Grab is acquiring Uber’s operations and assets in South-east Asia including Cambodia, Indonesia, Malaysia, Myanmar, the Philippines, Singapore, Thailand and Vietnam.
The move marks Uber’s further retreat from international operations, following the sale of its China business to local rival Didi Chuxing in 2016 and Russian business to Yandex last year.
As part of the deal, Uber will take a 27.5 per cent stake in Grab and Uber CEO Dara Khosrowshahi will join Grab’s board.
The online-to-offline company will integrate Uber’s ridesharing and food delivery business in the region into Grab’s existing multi-modal transportation and fintech platform.
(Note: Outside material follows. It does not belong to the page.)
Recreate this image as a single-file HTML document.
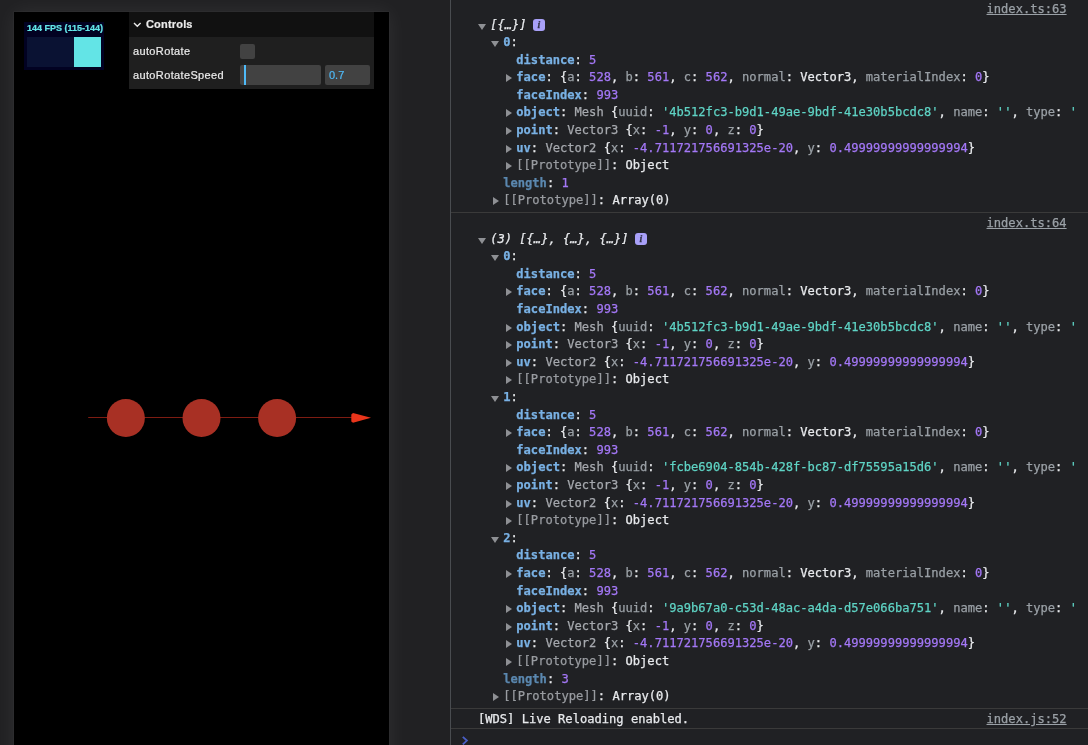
<!DOCTYPE html>
<html lang="en">
<head>
<meta charset="utf-8">
<title>Raycaster demo</title>
<style>
html,body{margin:0;padding:0;}
body{width:1088px;height:745px;overflow:hidden;background:#202124;position:relative;font-family:"Liberation Sans",sans-serif;}
#left{position:absolute;left:0;top:0;width:450px;height:745px;overflow:hidden;background:#212123;}
#screen{position:absolute;left:14px;top:12px;width:375px;height:760px;background:#000;box-shadow:0 0 0 0.5px rgba(255,255,255,0.05),0 0 20px rgba(255,255,255,0.07);}
#stats{position:absolute;left:10px;top:10px;width:80px;height:48px;background:#020222;}
#stats .t{position:absolute;left:3.1px;top:1px;font:bold 9px "Liberation Sans",sans-serif;color:#63e6e8;white-space:nowrap;line-height:11px;letter-spacing:0px;}
#stats .g{position:absolute;left:3px;top:15px;width:74px;height:30px;background:#0a1233;}
#stats .g i{position:absolute;right:0;top:0;width:27px;height:30px;background:#63e4e6;}
/* lil-gui */
#gui{position:absolute;left:115px;top:0;width:245px;background:#1f1f1f;color:#ebebeb;font:11px/1 "Liberation Sans",sans-serif;}
#gui .title{height:25px;line-height:25px;background:#111;font-weight:bold;padding:0 4px 0 17px;position:relative;letter-spacing:0.18px;}
#gui .title svg{position:absolute;left:4.2px;top:9.6px;}
#gui .ctl{display:flex;align-items:center;height:20px;margin:4px 0;padding:0 4px;}
#gui .name{letter-spacing:0.36px;width:45%;flex-shrink:0;box-sizing:border-box;padding-right:4px;line-height:20px;white-space:nowrap;}
#gui .widget{flex:1;display:flex;align-items:center;min-height:20px;}
#gui .cb{width:15px;height:15px;background:#424242;border-radius:2px;}
#gui .slider{flex:1;height:20px;background:#424242;border-radius:2px;position:relative;overflow:hidden;}
#gui .fill{position:absolute;left:0;top:0;height:100%;width:4.3px;border-right:2px solid #4fbaf7;}
#gui .num{margin-left:4px;width:45px;height:20px;background:#424242;border-radius:2px;color:#4fbaf7;box-sizing:border-box;padding:0 3.6px;line-height:21px;flex-shrink:0;}
.ga{display:inline-block;will-change:transform;-webkit-text-stroke:0.2px currentColor;}
/* scene */
#scene{position:absolute;left:0;top:0;}
/* devtools */
#dev{position:absolute;left:450px;top:0;width:638px;height:745px;background:transparent;will-change:transform;border-left:1px solid #494c50;box-sizing:border-box;overflow:hidden;
 font-family:"DejaVu Sans Mono","Liberation Mono",monospace;font-size:12.1px;color:#e8eaed;-webkit-text-stroke:0.25px currentColor;}
.row{position:absolute;white-space:pre;line-height:17.6px;height:17.6px;}
.sep{position:absolute;left:0;right:0;height:1px;background:#3a3a3a;}
.anchor{position:absolute;right:21.4px;white-space:pre;line-height:17.6px;color:#9aa0a6;text-decoration:underline;}
b.n{color:#79b1e4;font-weight:bold;}
b.nd{color:#5b88b0;font-weight:bold;}
.k{color:#9aa0a6;}
.v{color:#a478f7;}
.s{color:#5fd4c5;}
.c{color:#a6a9ae;}
.d{color:#999ca1;}
i.hd{font-style:oblique;color:#e8eaed;}
.info{display:inline-block;width:12px;height:12px;border-radius:3px;background:#a8a0f8;vertical-align:-2px;margin-left:6.3px;position:relative;}
.info i{position:absolute;left:0;top:0;width:12px;text-align:center;font:italic bold 10px/12px "Liberation Serif",serif;color:#33334a;}
.ad,.ar{position:absolute;width:0;height:0;}
.ad{left:-11.8px;top:6.4px;border-left:4.2px solid transparent;border-right:4.2px solid transparent;border-top:6.3px solid #8e9094;}
.ar{left:-10.5px;top:5.3px;border-top:4.3px solid transparent;border-bottom:4.3px solid transparent;border-left:6.4px solid #8e9094;}
</style>
</head>
<body>
<div id="left">
  <div id="screen">
    <svg id="scene" width="375" height="733" viewBox="14 12 375 733">
      <line x1="88.2" y1="417.5" x2="352" y2="417.5" stroke="#7e1c12" stroke-width="1"/>
      <circle cx="125.85" cy="418" r="19" fill="#a83024"/>
      <circle cx="201.5" cy="418" r="19" fill="#a83024"/>
      <circle cx="277.1" cy="418" r="19" fill="#a83024"/>
      <polygon points="351.3,414.4 353,413.1 371,417.8 353,422.7 351.3,421.4" fill="#e9351b"/>
    </svg>
    <div id="stats"><div class="t"><span class="ga">144 FPS (115-144)</span></div><div class="g"><i></i></div></div>
    <div id="gui">
      <div class="title"><svg width="9" height="6" viewBox="0 0 9 6"><path d="M1 1 L4.3 4.2 L7.6 1" fill="none" stroke="#ebebeb" stroke-width="1.4"/></svg><span class="ga">Controls</span></div>
      <div class="ctl"><div class="name"><span class="ga">autoRotate</span></div><div class="widget"><div class="cb"></div></div></div>
      <div class="ctl"><div class="name"><span class="ga">autoRotateSpeed</span></div><div class="widget"><div class="slider"><div class="fill"></div></div><div class="num"><span class="ga">0.7</span></div></div></div>
    </div>
  </div>
</div>
<div id="dev">
  <div class="anchor" style="top:1.2px">index.ts:63</div>
<div class="row" style="top:17.20px;left:39.2px"><span class="ad"></span><i class="hd">[{…}]</i><span class="info"><i>i</i></span></div>
<div class="row" style="top:34.20px;left:52.2px"><span class="ad"></span><b class="n">0</b>:</div>
<div class="row" style="top:52.20px;left:65.3px"><b class="n">distance</b>: <span class="v">5</span></div>
<div class="row" style="top:69.20px;left:65.3px"><span class="ar"></span><b class="n">face</b>: {<span class="k">a</span>: <span class="v">528</span>, <span class="k">b</span>: <span class="v">561</span>, <span class="k">c</span>: <span class="v">562</span>, <span class="k">normal</span>: Vector3, <span class="k">materialIndex</span>: <span class="v">0</span>}</div>
<div class="row" style="top:87.20px;left:65.3px"><b class="n">faceIndex</b>: <span class="v">993</span></div>
<div class="row" style="top:104.20px;left:65.3px"><span class="ar"></span><b class="n">object</b>: <span class="c">Mesh</span> {<span class="k">uuid</span>: <span class="s">'4b512fc3-b9d1-49ae-9bdf-41e30b5bcdc8'</span>, <span class="k">name</span>: <span class="s">''</span>, <span class="k">type</span>: <span class="s">'</span></div>
<div class="row" style="top:122.20px;left:65.3px"><span class="ar"></span><b class="n">point</b>: <span class="c">Vector3</span> {<span class="k">x</span>: <span class="v">-1</span>, <span class="k">y</span>: <span class="v">0</span>, <span class="k">z</span>: <span class="v">0</span>}</div>
<div class="row" style="top:140.20px;left:65.3px"><span class="ar"></span><b class="n">uv</b>: <span class="c">Vector2</span> {<span class="k">x</span>: <span class="v">-4.711721756691325e-20</span>, <span class="k">y</span>: <span class="v">0.49999999999999994</span>}</div>
<div class="row" style="top:157.20px;left:65.3px"><span class="ar"></span><span class="d">[[Prototype]]</span>: Object</div>
<div class="row" style="top:175.20px;left:52.2px"><b class="nd">length</b>: <span class="v">1</span></div>
<div class="row" style="top:192.20px;left:52.2px"><span class="ar"></span><span class="d">[[Prototype]]</span>: Array(0)</div>
  <div class="sep" style="top:212px"></div>
  <div class="anchor" style="top:215.2px">index.ts:64</div>
<div class="row" style="top:231.20px;left:39.2px"><span class="ad"></span><i class="hd">(3) [{…}, {…}, {…}]</i><span class="info"><i>i</i></span></div>
<div class="row" style="top:248.20px;left:52.2px"><span class="ad"></span><b class="n">0</b>:</div>
<div class="row" style="top:266.20px;left:65.3px"><b class="n">distance</b>: <span class="v">5</span></div>
<div class="row" style="top:283.20px;left:65.3px"><span class="ar"></span><b class="n">face</b>: {<span class="k">a</span>: <span class="v">528</span>, <span class="k">b</span>: <span class="v">561</span>, <span class="k">c</span>: <span class="v">562</span>, <span class="k">normal</span>: Vector3, <span class="k">materialIndex</span>: <span class="v">0</span>}</div>
<div class="row" style="top:301.20px;left:65.3px"><b class="n">faceIndex</b>: <span class="v">993</span></div>
<div class="row" style="top:319.20px;left:65.3px"><span class="ar"></span><b class="n">object</b>: <span class="c">Mesh</span> {<span class="k">uuid</span>: <span class="s">'4b512fc3-b9d1-49ae-9bdf-41e30b5bcdc8'</span>, <span class="k">name</span>: <span class="s">''</span>, <span class="k">type</span>: <span class="s">'</span></div>
<div class="row" style="top:336.20px;left:65.3px"><span class="ar"></span><b class="n">point</b>: <span class="c">Vector3</span> {<span class="k">x</span>: <span class="v">-1</span>, <span class="k">y</span>: <span class="v">0</span>, <span class="k">z</span>: <span class="v">0</span>}</div>
<div class="row" style="top:354.20px;left:65.3px"><span class="ar"></span><b class="n">uv</b>: <span class="c">Vector2</span> {<span class="k">x</span>: <span class="v">-4.711721756691325e-20</span>, <span class="k">y</span>: <span class="v">0.49999999999999994</span>}</div>
<div class="row" style="top:371.20px;left:65.3px"><span class="ar"></span><span class="d">[[Prototype]]</span>: Object</div>
<div class="row" style="top:389.20px;left:52.2px"><span class="ad"></span><b class="n">1</b>:</div>
<div class="row" style="top:407.20px;left:65.3px"><b class="n">distance</b>: <span class="v">5</span></div>
<div class="row" style="top:424.20px;left:65.3px"><span class="ar"></span><b class="n">face</b>: {<span class="k">a</span>: <span class="v">528</span>, <span class="k">b</span>: <span class="v">561</span>, <span class="k">c</span>: <span class="v">562</span>, <span class="k">normal</span>: Vector3, <span class="k">materialIndex</span>: <span class="v">0</span>}</div>
<div class="row" style="top:442.20px;left:65.3px"><b class="n">faceIndex</b>: <span class="v">993</span></div>
<div class="row" style="top:459.20px;left:65.3px"><span class="ar"></span><b class="n">object</b>: <span class="c">Mesh</span> {<span class="k">uuid</span>: <span class="s">'fcbe6904-854b-428f-bc87-df75595a15d6'</span>, <span class="k">name</span>: <span class="s">''</span>, <span class="k">type</span>: <span class="s">'</span></div>
<div class="row" style="top:477.20px;left:65.3px"><span class="ar"></span><b class="n">point</b>: <span class="c">Vector3</span> {<span class="k">x</span>: <span class="v">-1</span>, <span class="k">y</span>: <span class="v">0</span>, <span class="k">z</span>: <span class="v">0</span>}</div>
<div class="row" style="top:495.20px;left:65.3px"><span class="ar"></span><b class="n">uv</b>: <span class="c">Vector2</span> {<span class="k">x</span>: <span class="v">-4.711721756691325e-20</span>, <span class="k">y</span>: <span class="v">0.49999999999999994</span>}</div>
<div class="row" style="top:512.20px;left:65.3px"><span class="ar"></span><span class="d">[[Prototype]]</span>: Object</div>
<div class="row" style="top:530.20px;left:52.2px"><span class="ad"></span><b class="n">2</b>:</div>
<div class="row" style="top:547.20px;left:65.3px"><b class="n">distance</b>: <span class="v">5</span></div>
<div class="row" style="top:565.20px;left:65.3px"><span class="ar"></span><b class="n">face</b>: {<span class="k">a</span>: <span class="v">528</span>, <span class="k">b</span>: <span class="v">561</span>, <span class="k">c</span>: <span class="v">562</span>, <span class="k">normal</span>: Vector3, <span class="k">materialIndex</span>: <span class="v">0</span>}</div>
<div class="row" style="top:583.20px;left:65.3px"><b class="n">faceIndex</b>: <span class="v">993</span></div>
<div class="row" style="top:600.20px;left:65.3px"><span class="ar"></span><b class="n">object</b>: <span class="c">Mesh</span> {<span class="k">uuid</span>: <span class="s">'9a9b67a0-c53d-48ac-a4da-d57e066ba751'</span>, <span class="k">name</span>: <span class="s">''</span>, <span class="k">type</span>: <span class="s">'</span></div>
<div class="row" style="top:618.20px;left:65.3px"><span class="ar"></span><b class="n">point</b>: <span class="c">Vector3</span> {<span class="k">x</span>: <span class="v">-1</span>, <span class="k">y</span>: <span class="v">0</span>, <span class="k">z</span>: <span class="v">0</span>}</div>
<div class="row" style="top:635.20px;left:65.3px"><span class="ar"></span><b class="n">uv</b>: <span class="c">Vector2</span> {<span class="k">x</span>: <span class="v">-4.711721756691325e-20</span>, <span class="k">y</span>: <span class="v">0.49999999999999994</span>}</div>
<div class="row" style="top:653.20px;left:65.3px"><span class="ar"></span><span class="d">[[Prototype]]</span>: Object</div>
<div class="row" style="top:671.20px;left:52.2px"><b class="nd">length</b>: <span class="v">3</span></div>
<div class="row" style="top:688.20px;left:52.2px"><span class="ar"></span><span class="d">[[Prototype]]</span>: Array(0)</div>
  <div class="sep" style="top:708px"></div>
  <div class="row" style="top:711.2px;left:27px">[WDS] Live Reloading enabled.</div>
  <div class="anchor" style="top:711.2px">index.js:52</div>
  <div class="sep" style="top:728.2px"></div>
  <svg style="position:absolute;left:9.6px;top:735px" width="10" height="10" viewBox="0 0 10 10"><path d="M1.8 1.8 L5.9 5.6 L1.8 9.4" fill="none" stroke="#4a5fc6" stroke-width="1.8"/></svg>
</div>
</body>
</html>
Anthony Tan, Grab’s group CEO and co-founder, said the acquisition “marks the beginning of a new era” and the merger will drive better cost efficiency and services for customers in the region.
However, the Competition Commission of Singapore (CSC) stated that it has not received notification of the merger, reminding that along with Singapore’s competition laws, it prohibits mergers that may result in a “substantial lessening of competition”, the Singapore’s Straits Times reported.
CSS indicated it could “require the merger to be unwound or modified” to prevent an erosion of competition”.
In a statement, Grab said it believes the acquisition will add to vibrant and competitive ride-hailing, delivery and transportation spaces, and stated it will make a merger notification to CCS.